March 17th, 2017 No comments

eco-world-2017

Property developer Eco World Development Group Bhd is confident of hitting its sales target of RM4bil this year after securing more than RM900mil in the first four months of the company’s current financial year ending Oct 31, 2017.

President and chief executive officer Datuk Chang Khim Wah said sales this year would be driven by 15 of the company’s ongoing projects, as well as several new ones planned for launch in the second half of this year.

The company plans to launch Eco Forest and Eco Business Park V in the Klang Valley, as well as Eco Sun and Eco Horizon in Penang.

“We plan to launch the projects either in the third or fourth quarter of this year,” Chang told reporters after the company’s AGM here.

Eco Forest has a gross development value (GDV) of RM3.5bil; Eco Sun and Eco Horizon have a collective GDV of RM7.76bil and Eco Business Park V a GDV of RM2.75bil.

“Going forward, we’re confident of meeting our sales target for 2017,” said Chang.

Eco World’s net profit surged 461% to RM116.17mil in the first quarter ended Jan 31, 2017 compared with RM20.67mil in the same period last year, due to a gain on dilution of its equity interest in Paragon Pinnacle, a unit of the company.

The developer saw revenue for the quarter jumping to RM592.71mil against RM463.51mil previously.
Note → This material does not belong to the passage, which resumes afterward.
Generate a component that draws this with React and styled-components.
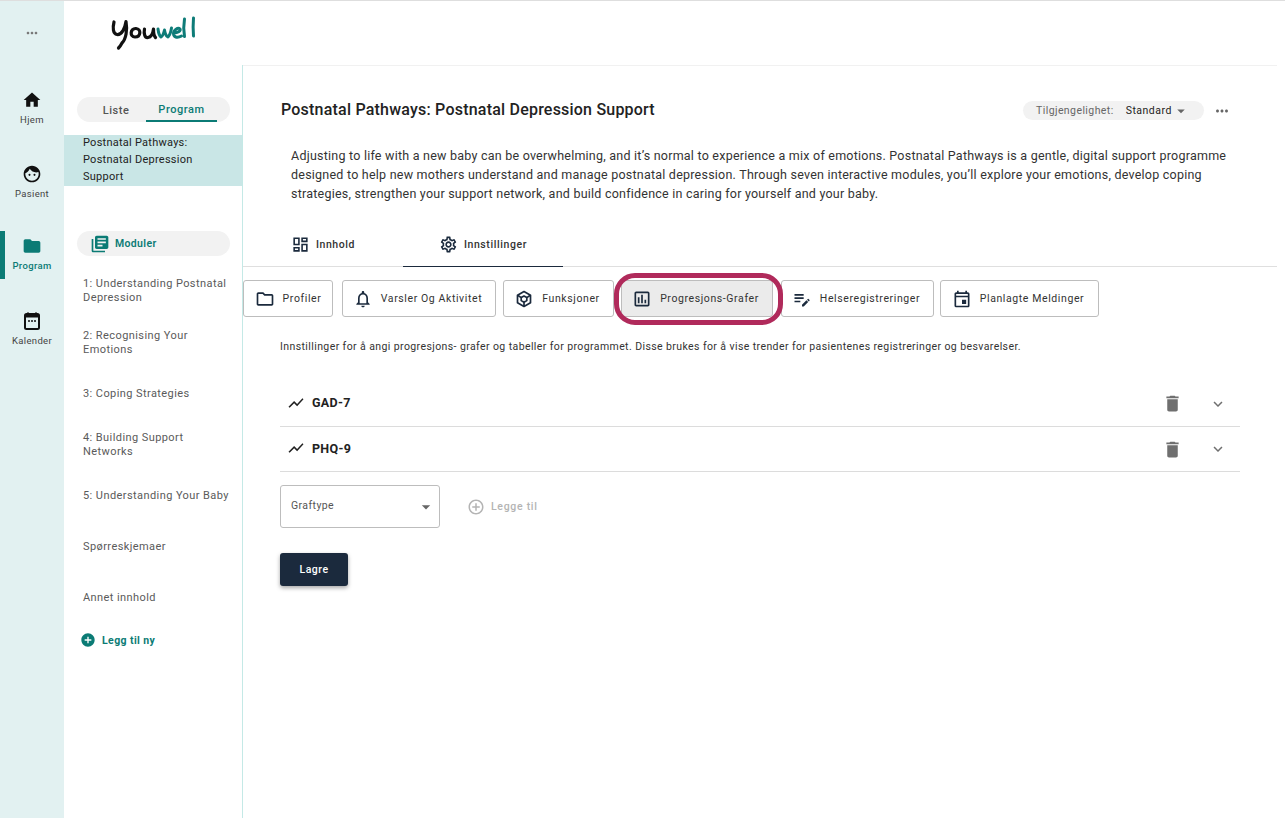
import React from "react";
import styled, { createGlobalStyle } from "styled-components";
import {
  MdHome, MdFace, MdFolder, MdMoreHoriz, MdLibraryBooks, MdAddCircle, MdOutlineDashboard,
  MdOutlineSettings, MdOutlineFolder, MdOutlineNotifications, MdOutlineAssessment, MdOutlineEditNote,
  MdOutlineEvent, MdShowChart, MdDelete, MdExpandMore, MdArrowDropDown, MdAddCircleOutline,
} from "react-icons/md";

const Global = createGlobalStyle`
  html, body { margin: 0; padding: 0; background: #fff; }
  body { font-family: Roboto, "Liberation Sans", sans-serif; color: #2b2b2b; overflow: hidden; }
  * { box-sizing: border-box; }
`;

const Page = styled.div`
  display: flex; width: 1285px; height: 818px; border-top: 1px solid #dedede;
`;
const Rail = styled.nav`
  width: 64px; flex: none; background: #e2f1f1; display: flex; flex-direction: column; align-items: stretch;
`;
const RailMore = styled.div`
  height: 63px; display: flex; align-items: center; justify-content: center; color: #777; font-size: 16px;
`;
const RailItem = styled.div`
  height: 48px; margin-top: ${p => p.$mt}px; display: flex; flex-direction: column; align-items: center; justify-content: center; gap: 4px;
  font-size: 9.5px; letter-spacing: .35px; font-weight: ${p => (p.$active ? 500 : 400)};
  color: ${p => (p.$active ? "#0b7b75" : "#444")};
  border-left: ${p => (p.$active ? "5px solid #0b7b75" : "0")};
  padding: ${p => (p.$active ? "0 5px 4px 0" : "0")};
  svg { width: 20px; height: 20px; font-size: 20px; color: ${p => (p.$active ? "#0b7b75" : "#111")}; }
`;
const Body = styled.div`
  flex: 1; display: flex; flex-direction: column; min-width: 0;
`;
const TopBar = styled.header`
  height: 64px; flex: none; padding: 14px 0 0 46px;
`;
const Columns = styled.div`
  flex: 1; display: flex; min-height: 0;
`;
const Side = styled.aside`
  width: 179px; flex: none; border-right: 1px solid #c4e9e6; display: flex; flex-direction: column; padding-top: 32px;
`;
const Switch = styled.div`
  height: 25px; margin: 0 12px 0 13px; border-radius: 13px; background: #f2f2f2; display: flex; padding-left: 12px;
`;
const SwitchTab = styled.div`
  width: ${p => p.$w}px; display: flex; align-items: center; justify-content: center; padding: 1px ${p => p.$pr || 0}px 0 0; font-size: 11px; font-weight: 500; letter-spacing: .55px;
  color: ${p => (p.$active ? "#0b7b75" : "#555")};
  border-bottom: ${p => (p.$active ? "2px solid #0b7b75" : "0")};
`;
const Selected = styled.div`
  margin-top: 13px; background: #c9e6e6; height: 51px; padding-left: 19px;
`;
const SelectedText = styled.div`
  margin-top: -1px; font-size: 11px; line-height: 17px; letter-spacing: .25px; color: #222;
`;
const ModPill = styled.div`
  height: 25px; margin: 45px 12px 0 13px; border-radius: 13px; background: #f2f2f2; display: flex; align-items: center; gap: 5px; padding-left: 13px;
  color: #0b7b75; font-size: 10.5px; font-weight: 600; letter-spacing: .35px;
  svg { font-size: 20px; }
`;
const Mod = styled.div`
  height: ${p => p.$h}px; padding: 0 12px 0 19px; margin-top: ${p => p.$mt || 0}px;
  font-size: 11px; line-height: 14px; letter-spacing: .42px; color: #5a5a5a;
`;
const AddNew = styled.div`
  margin-top: 16px; padding-left: 16px; display: flex; align-items: center; gap: 6px; color: #0b7b75; font-size: 10.5px; font-weight: 700; letter-spacing: .4px;
  svg { font-size: 16px; }
`;
const Main = styled.main`
  flex: 1; min-width: 0; position: relative; border-top: 1px solid #f1f1f1; margin-right: 8px;
`;
const TitleRow = styled.div`
  height: 80px; display: flex; align-items: center; justify-content: space-between; padding: 8px 45px 0 38px;
`;
const Title = styled.h1`
  margin: 0 0 2px; font-size: 16px; font-weight: 500; color: #222; letter-spacing: .21px;
`;
const TitleRight = styled.div`
  display: flex; align-items: center; gap: 9px; color: #666; padding: 1px 1px 0 0;
  svg { font-size: 18px; }
`;
const Avail = styled.div`
  width: 181px; height: 19px; border-radius: 10px; background: #f2f2f2; display: flex; align-items: center; padding-left: 13px; font-size: 10.5px; letter-spacing: .42px; color: #666;
  b { font-weight: 400; color: #222; margin-left: 12px; letter-spacing: .5px; }
  svg { font-size: 18px; color: #666; margin-left: 0; }
`;
const Desc = styled.p`
  margin: 0; padding: 0 37px 0 48px; font-size: 12.5px; line-height: 19px; letter-spacing: .23px; color: #333; height: 59px;
`;
const Tabs = styled.div`
  margin-top: 28px; height: 34px; display: flex; border-bottom: 1px solid #dfdfdf;
`;
const Tab = styled.div`
  width: ${p => p.$w}px; display: flex; align-items: center; justify-content: center; gap: 6px; padding-bottom: 11px;
  font-size: 10.5px; font-weight: 500; letter-spacing: .6px; color: #333; height: 34px;
  border-bottom: 1px solid ${p => (p.$active ? "#1b2a3d" : "transparent")};
  svg { font-size: 19px; color: #1b2a3d; }
`;
const Buttons = styled.div`
  display: flex; margin-top: 13px; position: relative;
`;
const Btn = styled.div`
  height: 37px; width: ${p => p.$w}px; margin-right: ${p => p.$gap}px; flex: none; border: 1px solid #bdbdbd; border-radius: 3px;
  display: flex; align-items: center; justify-content: center; gap: 8px; padding-right: ${p => p.$pr ?? 3}px; font-size: 10.5px; letter-spacing: .6px; color: #333;
  background: ${p => (p.$active ? "#ebebeb" : "#fff")};
  svg { font-size: 20px; color: #1b2a3d; flex: none; }
`;
const Ring = styled.div`
  position: absolute; left: 371px; top: -7px; width: 169px; height: 52px; border: 5px solid #b02a5b; border-radius: 21px; pointer-events: none;
`;
const Info = styled.p`
  margin: 23px 0 0 37px; font-size: 10.5px; line-height: 14px; letter-spacing: .405px; color: #333;
`;
const Accordion = styled.div`
  margin: 27px 37px 0 37px;
`;
const Row = styled.div`
  height: ${p => p.$h}px; border-bottom: 1px solid #dcdcdc; display: flex; align-items: center; padding: 0 13px 2px 7px; color: #222;
  font-size: 12.5px; font-weight: 700; letter-spacing: .3px;
  span { margin-left: 7px; flex: 1; }
  svg { font-size: 18px; flex: none; }
`;
const Trash = styled(MdDelete)`
  color: #6f6f6f; margin: 2px 26px 0 0; font-size: 21px !important;
`;
const Chevron = styled(MdExpandMore)`
  color: #6f6f6f; margin-top: 2px;
`;
const Controls = styled.div`
  margin: 13px 0 0 37px; display: flex; align-items: center;
`;
const Select = styled.div`
  width: 160px; height: 43px; border: 1px solid #bdbdbd; border-radius: 3px; display: flex; align-items: center; justify-content: space-between; padding: 0 3px 3px 10px;
  font-size: 10.5px; letter-spacing: .42px; color: #555;
  svg { font-size: 20px; color: #666; margin-top: 3px; }
`;
const Add = styled.div`
  margin-left: 27px; display: flex; align-items: center; gap: 6px; font-size: 10.5px; font-weight: 500; letter-spacing: .7px; color: #b4b4b4;
  svg { font-size: 18px; }
`;
const Save = styled.div`
  margin: 25px 0 0 37px; width: 68px; height: 33px; background: #1b2a3d; border-radius: 3px; color: #fff; display: flex; align-items: center; justify-content: center;
  font-size: 10.5px; font-weight: 500; letter-spacing: .5px; box-shadow: 0 2px 4px rgba(0,0,0,.35);
`;

const Logo = () => (
  <svg width="90" height="36" viewBox="0 0 90 36" fill="none" strokeLinecap="round" strokeLinejoin="round" role="img" aria-label="youwell">
    <g stroke="#111" strokeWidth="3.2">
      <path d="M4 7 C2.5 13 3 19 7 19.5 C12 20 15 13 16 6.5 C17.5 15 16 24 12 28 C11 30 9.5 32 8.5 33" />
      <path d="M26 13.5 C20 13 19.5 22 25 22 C31 22 31.5 14 26 13.5 Z" />
      <path d="M34.5 14 C33.5 19 35 23 38 22.5 C41 22 43 18 43.5 14 C43.5 18 44 21 45.5 22.5" />
    </g>
    <g stroke="#0e7c78" strokeWidth="3">
      <path d="M48 14 C48.5 18 49.5 21 51 22 C53 21 54 17 54.5 15 C55 18 56 21 58 22 C60 20 61 16 61.5 13" />
      <path d="M64 18 C67.5 18 71 16 70 14 C68 12 63.5 15 63.5 18.5 C63.5 22 67 23.5 71.5 21" />
      <path d="M74.5 4 C73.5 10 73.5 16 74.5 21.5" />
      <path d="M83.5 3 C83 9 83 15 83.5 21" />
    </g>
  </svg>
);

const CalendarIcon = () => (
  <svg viewBox="0 0 20 20" fill="none">
    <path d="M6 1.5v3M14 1.5v3" stroke="#111" strokeWidth="2" />
    <rect x="3" y="3" width="14" height="15" rx="1.5" stroke="#111" strokeWidth="2" />
    <path d="M3 3.5h14v3H3z" fill="#111" />
    <path d="M6 10h2M9 10h2M12 10h2" stroke="#111" strokeWidth="1.6" />
  </svg>
);

const HexIcon = () => (
  <svg width="20" height="20" viewBox="0 0 20 20" fill="none" stroke="#1b2a3d" strokeWidth="1.7" strokeLinejoin="round">
    <path d="M10 2.5l6.5 3.7v7.6L10 17.5l-6.5-3.7V6.2z" />
    <path d="M10 7l2.8 1.6v3L10 13.2l-2.8-1.6v-3z" />
    <path d="M3.7 6.2L7.2 8.6M16.3 6.2l-3.5 2.4M10 13.2v4" />
  </svg>
);

export default function App() {
  return (
    <Page>
      <Global />
      <Rail>
        <RailMore><MdMoreHoriz /></RailMore>
        <RailItem $mt={19}><MdHome />Hjem</RailItem>
        <RailItem $mt={26}><MdFace />Pasient</RailItem>
        <RailItem $mt={26} $active><MdFolder />Program</RailItem>
        <RailItem $mt={25}><CalendarIcon />Kalender</RailItem>
      </Rail>
      <Body>
        <TopBar><Logo /></TopBar>
        <Columns>
          <Side>
            <Switch>
              <SwitchTab $w={57} $pr={3}>Liste</SwitchTab>
              <SwitchTab $w={71} $active>Program</SwitchTab>
            </Switch>
            <Selected>
              <SelectedText>Postnatal Pathways:<br />Postnatal Depression<br />Support</SelectedText>
            </Selected>
            <ModPill><MdLibraryBooks />Moduler</ModPill>
            <Mod $mt={21} $h={52}>1: Understanding Postnatal Depression</Mod>
            <Mod $h={58}>2: Recognising Your Emotions</Mod>
            <Mod $h={44}>3: Coping Strategies</Mod>
            <Mod $h={58}>4: Building Support Networks</Mod>
            <Mod $h={51}>5: Understanding Your Baby</Mod>
            <Mod $h={51}>Spørreskjemaer</Mod>
            <Mod $h={25}>Annet innhold</Mod>
            <AddNew><MdAddCircle />Legg til ny</AddNew>
          </Side>
          <Main>
            <TitleRow>
              <Title>Postnatal Pathways: Postnatal Depression Support</Title>
              <TitleRight>
                <Avail>Tilgjengelighet:<b>Standard</b><MdArrowDropDown /></Avail>
                <MdMoreHoriz />
              </TitleRight>
            </TitleRow>
            <Desc>Adjusting to life with a new baby can be overwhelming, and it’s normal to experience a mix of emotions. Postnatal Pathways is a gentle, digital support programme designed to help new mothers understand and manage postnatal depression. Through seven interactive modules, you’ll explore your emotions, develop coping strategies, strengthen your support network, and build confidence in caring for yourself and your baby.</Desc>
            <Tabs>
              <Tab $w={160}><MdOutlineDashboard />Innhold</Tab>
              <Tab $w={160} $active><MdOutlineSettings />Innstillinger</Tab>
            </Tabs>
            <Buttons>
              <Btn $w={90} $gap={9} $pr={0}><MdOutlineFolder />Profiler</Btn>
              <Btn $w={154} $gap={7}><MdOutlineNotifications />Varsler Og Aktivitet</Btn>
              <Btn $w={111} $gap={7}><HexIcon />Funksjoner</Btn>
              <Btn $w={152} $gap={8} $active><MdOutlineAssessment />Progresjons-Grafer</Btn>
              <Btn $w={153} $gap={6}><MdOutlineEditNote />Helseregistreringer</Btn>
              <Btn $w={159} $gap={0}><MdOutlineEvent />Planlagte Meldinger</Btn>
              <Ring />
            </Buttons>
            <Info>Innstillinger for å angi progresjons- grafer og tabeller for programmet. Disse brukes for å vise trender for pasientenes registreringer og besvarelser.</Info>
            <Accordion>
              <Row $h={46}><MdShowChart /><span>GAD-7</span><Trash /><Chevron /></Row>
              <Row $h={45}><MdShowChart /><span>PHQ-9</span><Trash /><Chevron /></Row>
            </Accordion>
            <Controls>
              <Select>Graftype<MdArrowDropDown /></Select>
              <Add><MdAddCircleOutline />Legge til</Add>
            </Controls>
            <Save>Lagre</Save>
          </Main>
        </Columns>
      </Body>
    </Page>
  );
}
Eco World said the percentage increase in net profit was significantly higher than the percentage increase in revenue mainly due to the inclusion of a gain of RM94.8mil which arose from the application of FRS 10 – consolidated financial statements to recognise the impact of the change in the company’s interest in Paragon Pinnacle from a 100% subsidiary to a 60% joint venture.

This took place following the subscription by the Employees Provident Fund of 40% of Paragon Pinnacle’s enlarged share capital pursuant to the terms of the subscription and shareholders’ agreement between the parties.

Eco World said in the case of Paragon Pinnacle, the successful launch of Eco Grandeur, the development activities and other work performed since the acquisition of the land in Ijok had substantially enhanced the fair value of its underlying assets.

Accordingly, the value of the company’s retained 60% equity interest in Paragon Pinnacle has increased, resulting in the gain being recorded on the day the dilution took place.

For the first four months of the current financial year, the company secured RM955mil in sales, which was 57% higher than the RM607.8mil achieved in the first four months of 2016.

A total of RM797mil was contributed by projects in the Klang Valley, while the remaining RM158mil was from projects in Johor and Penang.

Chang said Eco World’s landbank stood at 8,000 acres, with 55% in the Klang Valley. The company has remaining landbank in Iskandar Malaysia, Johor and Penang.

“About 2,500 acres have already been developed,” he said.